_Exercise_
Gather, from the data below, each line in which the word "with" occurs.

_Input rows_

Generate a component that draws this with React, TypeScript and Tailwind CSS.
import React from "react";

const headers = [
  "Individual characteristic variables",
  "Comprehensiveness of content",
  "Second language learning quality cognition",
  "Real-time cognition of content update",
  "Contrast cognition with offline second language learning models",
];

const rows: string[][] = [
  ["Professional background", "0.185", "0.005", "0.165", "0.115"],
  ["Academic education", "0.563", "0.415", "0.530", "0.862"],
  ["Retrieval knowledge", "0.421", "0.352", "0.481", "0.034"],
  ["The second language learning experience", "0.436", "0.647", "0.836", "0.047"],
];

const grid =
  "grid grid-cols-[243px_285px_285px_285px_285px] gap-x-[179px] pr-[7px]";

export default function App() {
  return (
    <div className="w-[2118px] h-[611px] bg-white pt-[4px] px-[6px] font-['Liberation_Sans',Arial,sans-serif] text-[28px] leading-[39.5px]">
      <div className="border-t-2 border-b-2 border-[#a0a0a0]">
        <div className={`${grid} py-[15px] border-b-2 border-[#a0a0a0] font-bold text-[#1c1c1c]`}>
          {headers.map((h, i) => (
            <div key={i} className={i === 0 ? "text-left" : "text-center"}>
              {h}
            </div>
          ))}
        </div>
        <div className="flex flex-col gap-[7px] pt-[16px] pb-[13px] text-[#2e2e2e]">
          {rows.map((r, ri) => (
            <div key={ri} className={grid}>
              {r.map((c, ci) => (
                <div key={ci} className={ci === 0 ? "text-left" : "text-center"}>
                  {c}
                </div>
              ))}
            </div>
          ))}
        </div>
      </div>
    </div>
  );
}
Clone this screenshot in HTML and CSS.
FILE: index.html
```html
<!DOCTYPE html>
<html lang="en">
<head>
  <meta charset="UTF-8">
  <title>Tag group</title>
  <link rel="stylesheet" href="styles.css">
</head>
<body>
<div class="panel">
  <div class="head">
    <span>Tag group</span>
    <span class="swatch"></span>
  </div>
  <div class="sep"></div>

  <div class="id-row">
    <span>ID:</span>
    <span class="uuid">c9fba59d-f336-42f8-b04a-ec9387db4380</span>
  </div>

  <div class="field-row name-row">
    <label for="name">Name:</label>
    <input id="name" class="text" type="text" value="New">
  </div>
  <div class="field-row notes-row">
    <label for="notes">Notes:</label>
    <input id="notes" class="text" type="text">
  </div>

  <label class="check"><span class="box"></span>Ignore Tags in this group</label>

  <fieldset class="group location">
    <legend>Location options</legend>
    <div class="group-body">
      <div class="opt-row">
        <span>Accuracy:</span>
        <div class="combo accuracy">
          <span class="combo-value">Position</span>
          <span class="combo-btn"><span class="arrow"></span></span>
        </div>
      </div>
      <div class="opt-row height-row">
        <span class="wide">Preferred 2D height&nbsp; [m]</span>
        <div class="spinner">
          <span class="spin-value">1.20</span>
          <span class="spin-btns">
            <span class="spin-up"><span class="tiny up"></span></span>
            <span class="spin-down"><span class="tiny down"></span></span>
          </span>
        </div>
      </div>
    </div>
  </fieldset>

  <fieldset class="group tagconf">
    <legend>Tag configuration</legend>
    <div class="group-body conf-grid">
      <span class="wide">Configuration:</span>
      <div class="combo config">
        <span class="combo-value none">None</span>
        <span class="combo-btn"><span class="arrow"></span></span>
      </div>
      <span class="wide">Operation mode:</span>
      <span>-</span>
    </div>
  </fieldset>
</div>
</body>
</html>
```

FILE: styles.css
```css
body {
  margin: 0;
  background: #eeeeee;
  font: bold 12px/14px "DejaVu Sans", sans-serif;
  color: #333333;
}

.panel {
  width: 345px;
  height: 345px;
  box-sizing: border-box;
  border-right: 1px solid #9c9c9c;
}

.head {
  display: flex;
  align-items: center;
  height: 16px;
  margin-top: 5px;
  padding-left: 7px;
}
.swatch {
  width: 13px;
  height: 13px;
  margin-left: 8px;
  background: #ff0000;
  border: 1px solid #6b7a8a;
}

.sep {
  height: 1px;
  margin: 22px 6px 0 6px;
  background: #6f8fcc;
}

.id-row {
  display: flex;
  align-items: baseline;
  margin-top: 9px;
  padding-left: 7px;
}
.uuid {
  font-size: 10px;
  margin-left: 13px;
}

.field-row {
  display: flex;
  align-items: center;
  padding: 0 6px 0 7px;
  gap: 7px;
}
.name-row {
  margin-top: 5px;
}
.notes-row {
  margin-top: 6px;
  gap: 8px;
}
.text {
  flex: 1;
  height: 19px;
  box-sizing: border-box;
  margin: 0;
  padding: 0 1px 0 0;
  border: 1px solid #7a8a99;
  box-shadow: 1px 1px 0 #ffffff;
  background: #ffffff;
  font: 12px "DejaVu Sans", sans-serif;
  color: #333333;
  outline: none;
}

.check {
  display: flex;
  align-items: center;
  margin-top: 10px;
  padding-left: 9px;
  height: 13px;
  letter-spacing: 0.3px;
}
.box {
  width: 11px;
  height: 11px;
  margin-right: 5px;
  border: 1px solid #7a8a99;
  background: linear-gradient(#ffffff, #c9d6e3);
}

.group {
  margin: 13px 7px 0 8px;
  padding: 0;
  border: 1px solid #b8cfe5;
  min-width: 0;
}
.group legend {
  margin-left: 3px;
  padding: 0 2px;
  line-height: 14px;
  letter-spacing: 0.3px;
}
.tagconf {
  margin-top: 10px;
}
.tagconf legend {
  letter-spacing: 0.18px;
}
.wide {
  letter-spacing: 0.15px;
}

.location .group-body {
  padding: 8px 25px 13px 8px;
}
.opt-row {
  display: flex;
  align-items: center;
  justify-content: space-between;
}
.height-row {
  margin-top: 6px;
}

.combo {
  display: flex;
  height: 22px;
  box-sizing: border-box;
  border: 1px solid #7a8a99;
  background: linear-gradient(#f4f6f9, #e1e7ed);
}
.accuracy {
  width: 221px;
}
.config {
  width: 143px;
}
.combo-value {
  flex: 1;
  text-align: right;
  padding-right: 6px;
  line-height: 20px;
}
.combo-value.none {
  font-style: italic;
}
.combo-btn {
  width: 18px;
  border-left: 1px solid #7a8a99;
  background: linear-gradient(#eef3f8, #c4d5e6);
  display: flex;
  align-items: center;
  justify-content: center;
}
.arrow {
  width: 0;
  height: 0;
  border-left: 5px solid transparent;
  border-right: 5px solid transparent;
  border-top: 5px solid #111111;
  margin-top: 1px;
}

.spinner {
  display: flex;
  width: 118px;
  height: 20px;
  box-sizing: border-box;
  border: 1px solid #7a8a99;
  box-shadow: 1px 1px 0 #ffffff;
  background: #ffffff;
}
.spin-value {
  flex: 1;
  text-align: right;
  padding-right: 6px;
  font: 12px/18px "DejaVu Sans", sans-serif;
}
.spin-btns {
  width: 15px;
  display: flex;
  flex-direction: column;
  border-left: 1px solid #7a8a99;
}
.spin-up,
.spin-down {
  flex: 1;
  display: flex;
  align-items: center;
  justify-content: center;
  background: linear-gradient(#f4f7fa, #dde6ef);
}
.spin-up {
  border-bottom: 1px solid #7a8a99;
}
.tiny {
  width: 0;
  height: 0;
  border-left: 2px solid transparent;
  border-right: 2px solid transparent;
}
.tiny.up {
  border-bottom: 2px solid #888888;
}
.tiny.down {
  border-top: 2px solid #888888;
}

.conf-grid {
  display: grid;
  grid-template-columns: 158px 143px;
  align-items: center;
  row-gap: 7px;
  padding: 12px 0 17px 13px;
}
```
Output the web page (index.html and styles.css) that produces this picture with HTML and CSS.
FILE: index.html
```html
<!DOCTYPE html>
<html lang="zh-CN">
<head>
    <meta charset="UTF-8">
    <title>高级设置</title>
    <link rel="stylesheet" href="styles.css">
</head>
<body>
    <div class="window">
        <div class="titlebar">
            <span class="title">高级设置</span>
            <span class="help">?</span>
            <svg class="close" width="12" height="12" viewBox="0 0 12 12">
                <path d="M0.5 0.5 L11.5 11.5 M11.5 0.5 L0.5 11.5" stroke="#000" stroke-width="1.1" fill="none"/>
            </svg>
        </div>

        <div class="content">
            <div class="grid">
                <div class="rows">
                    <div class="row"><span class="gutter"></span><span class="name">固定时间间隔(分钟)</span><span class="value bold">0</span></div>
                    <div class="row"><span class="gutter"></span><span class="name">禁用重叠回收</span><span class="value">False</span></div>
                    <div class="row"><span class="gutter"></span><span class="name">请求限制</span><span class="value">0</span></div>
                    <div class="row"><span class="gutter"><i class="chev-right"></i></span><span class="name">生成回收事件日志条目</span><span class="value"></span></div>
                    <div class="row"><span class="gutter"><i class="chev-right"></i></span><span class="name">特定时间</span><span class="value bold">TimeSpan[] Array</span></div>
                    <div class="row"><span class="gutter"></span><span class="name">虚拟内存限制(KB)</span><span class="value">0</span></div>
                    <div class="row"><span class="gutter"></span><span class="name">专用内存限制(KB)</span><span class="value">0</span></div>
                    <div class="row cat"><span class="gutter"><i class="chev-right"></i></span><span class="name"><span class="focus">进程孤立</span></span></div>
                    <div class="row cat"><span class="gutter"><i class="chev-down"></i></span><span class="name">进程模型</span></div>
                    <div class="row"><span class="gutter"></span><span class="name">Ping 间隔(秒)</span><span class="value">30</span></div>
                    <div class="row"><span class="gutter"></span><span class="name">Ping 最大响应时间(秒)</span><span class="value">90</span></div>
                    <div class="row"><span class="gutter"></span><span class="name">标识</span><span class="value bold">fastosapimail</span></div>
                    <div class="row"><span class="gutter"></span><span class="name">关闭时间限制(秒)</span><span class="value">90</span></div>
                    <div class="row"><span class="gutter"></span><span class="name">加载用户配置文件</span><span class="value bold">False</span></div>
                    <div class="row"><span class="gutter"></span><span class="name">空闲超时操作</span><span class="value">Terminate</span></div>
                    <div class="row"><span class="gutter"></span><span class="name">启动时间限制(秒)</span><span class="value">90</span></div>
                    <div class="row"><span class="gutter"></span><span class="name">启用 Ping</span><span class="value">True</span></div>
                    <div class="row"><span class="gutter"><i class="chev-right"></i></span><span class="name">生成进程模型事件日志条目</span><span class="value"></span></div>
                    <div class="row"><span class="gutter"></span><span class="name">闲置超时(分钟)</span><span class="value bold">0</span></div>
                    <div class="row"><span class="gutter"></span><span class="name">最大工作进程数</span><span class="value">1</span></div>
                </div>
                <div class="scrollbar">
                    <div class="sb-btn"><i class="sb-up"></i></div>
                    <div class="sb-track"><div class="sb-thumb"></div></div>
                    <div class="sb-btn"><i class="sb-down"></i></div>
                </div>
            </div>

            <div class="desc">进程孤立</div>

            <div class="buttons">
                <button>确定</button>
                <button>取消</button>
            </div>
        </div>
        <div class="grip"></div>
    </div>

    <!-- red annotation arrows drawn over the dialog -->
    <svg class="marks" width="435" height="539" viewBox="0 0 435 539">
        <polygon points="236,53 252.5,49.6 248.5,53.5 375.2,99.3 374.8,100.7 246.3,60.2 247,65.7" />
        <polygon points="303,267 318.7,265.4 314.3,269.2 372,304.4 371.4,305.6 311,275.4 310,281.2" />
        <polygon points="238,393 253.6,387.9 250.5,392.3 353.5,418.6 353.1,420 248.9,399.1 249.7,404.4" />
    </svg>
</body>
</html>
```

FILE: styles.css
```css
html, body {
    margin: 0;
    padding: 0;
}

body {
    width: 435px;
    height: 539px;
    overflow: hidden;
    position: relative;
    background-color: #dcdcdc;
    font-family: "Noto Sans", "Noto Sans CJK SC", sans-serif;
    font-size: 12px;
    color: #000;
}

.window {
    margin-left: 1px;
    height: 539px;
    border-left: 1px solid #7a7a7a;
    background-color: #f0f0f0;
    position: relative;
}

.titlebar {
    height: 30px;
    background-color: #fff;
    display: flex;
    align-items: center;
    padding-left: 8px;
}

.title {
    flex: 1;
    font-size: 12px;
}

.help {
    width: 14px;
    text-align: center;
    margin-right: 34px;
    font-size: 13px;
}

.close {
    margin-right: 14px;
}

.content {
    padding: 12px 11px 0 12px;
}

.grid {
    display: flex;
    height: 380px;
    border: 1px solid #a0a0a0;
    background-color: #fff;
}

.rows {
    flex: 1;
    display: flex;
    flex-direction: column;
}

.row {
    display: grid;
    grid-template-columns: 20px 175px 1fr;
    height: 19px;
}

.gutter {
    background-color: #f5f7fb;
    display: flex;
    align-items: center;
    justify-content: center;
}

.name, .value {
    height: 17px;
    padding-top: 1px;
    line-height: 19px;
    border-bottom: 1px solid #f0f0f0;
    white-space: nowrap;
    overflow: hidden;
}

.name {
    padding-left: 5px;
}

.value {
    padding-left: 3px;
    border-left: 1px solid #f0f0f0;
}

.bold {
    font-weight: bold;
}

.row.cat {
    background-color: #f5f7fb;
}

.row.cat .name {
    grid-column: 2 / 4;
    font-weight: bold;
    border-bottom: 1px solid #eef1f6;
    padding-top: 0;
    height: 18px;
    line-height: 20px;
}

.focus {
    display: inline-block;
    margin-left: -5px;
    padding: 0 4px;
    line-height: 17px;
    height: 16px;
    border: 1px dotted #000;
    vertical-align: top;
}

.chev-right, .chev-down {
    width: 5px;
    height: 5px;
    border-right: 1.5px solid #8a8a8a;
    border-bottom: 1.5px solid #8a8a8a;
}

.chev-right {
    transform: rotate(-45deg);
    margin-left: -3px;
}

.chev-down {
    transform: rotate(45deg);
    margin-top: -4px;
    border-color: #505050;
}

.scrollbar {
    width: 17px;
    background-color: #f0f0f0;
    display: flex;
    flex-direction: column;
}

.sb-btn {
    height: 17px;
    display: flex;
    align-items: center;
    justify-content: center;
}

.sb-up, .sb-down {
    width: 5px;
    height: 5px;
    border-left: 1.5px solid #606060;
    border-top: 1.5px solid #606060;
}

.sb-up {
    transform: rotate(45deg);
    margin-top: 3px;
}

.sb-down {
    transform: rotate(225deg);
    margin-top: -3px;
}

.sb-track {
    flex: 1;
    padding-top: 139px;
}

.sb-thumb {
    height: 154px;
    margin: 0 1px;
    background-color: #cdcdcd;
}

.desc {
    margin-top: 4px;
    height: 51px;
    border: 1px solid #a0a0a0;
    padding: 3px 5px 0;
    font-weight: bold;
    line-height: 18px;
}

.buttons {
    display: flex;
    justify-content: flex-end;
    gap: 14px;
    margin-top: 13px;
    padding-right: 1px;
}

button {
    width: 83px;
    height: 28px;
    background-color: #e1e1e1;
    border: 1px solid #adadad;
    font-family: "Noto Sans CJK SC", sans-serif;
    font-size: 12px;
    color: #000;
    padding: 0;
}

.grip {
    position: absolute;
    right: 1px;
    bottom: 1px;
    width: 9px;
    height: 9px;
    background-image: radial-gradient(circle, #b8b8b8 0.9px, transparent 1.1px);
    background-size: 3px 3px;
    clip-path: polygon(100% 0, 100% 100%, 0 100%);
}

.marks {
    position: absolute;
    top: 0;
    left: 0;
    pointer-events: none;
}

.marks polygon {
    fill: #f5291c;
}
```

_The answer_
Generate a component that draws this with React, TypeScript and Tailwind CSS.
  "Contrast cognition with offline second language learning models",
Output the web page (index.html and styles.css) that produces this picture with HTML and CSS.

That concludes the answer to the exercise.